Mathematically this means : P(best platform to buy Cryptocurrency) = P(best) * P(platform) * P(to) * P(buy) * P(Cryptocurrency).
Now here some words will be in our Training data set. Here the word cryptocurrency is the only word present. One interesting thing to note here is that the other words have no occurrence in our data set and so the combined probability will be zero. This concern is solved by using Laplace smoothing which adds 1 to every count of the word so that it is never zero.
We calculate the individual probabilities of all these words with words of Cryptocurrency and not Cryptocurrency. Comparing both for which is greater, we can predict the tag of the sentence.
P(best|Cryptocurrency) * P(platform|Cryptocurrency) * P(to|Cryptocurrency) * P(buy|Cryptocurrency) * P(Cryptocurrency|Cryptocurrency)
P(best|Not Cryptocurrency) * P(platform|Not Cryptocurrency) * P(to|Not Cryptocurrency) * P(buy|Not Cryptocurrency) * P(Cryptocurrency|Not Cryptocurrency)
Voila!
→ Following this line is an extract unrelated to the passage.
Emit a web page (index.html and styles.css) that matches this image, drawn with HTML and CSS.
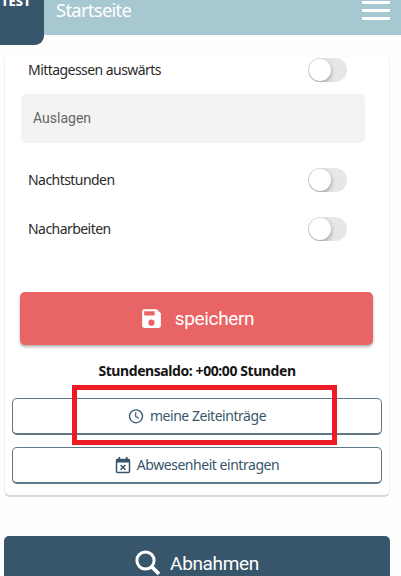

We can thus conclude that the “best platform to buy Cryptocurrency” has the Cryptocurrency tag.
The Naive Bayes classifier model outperforms several other higher level classifiers in many cases and has low CPU uses. There are many other variations of Naive Bayes like Multinomial Naive Bayes, Binomial Naive Bayes, Bernoulli Naive Bayes. All perform differently with the same data set. All of these should be used and tested for determining which one is best suited for the text classification purpose.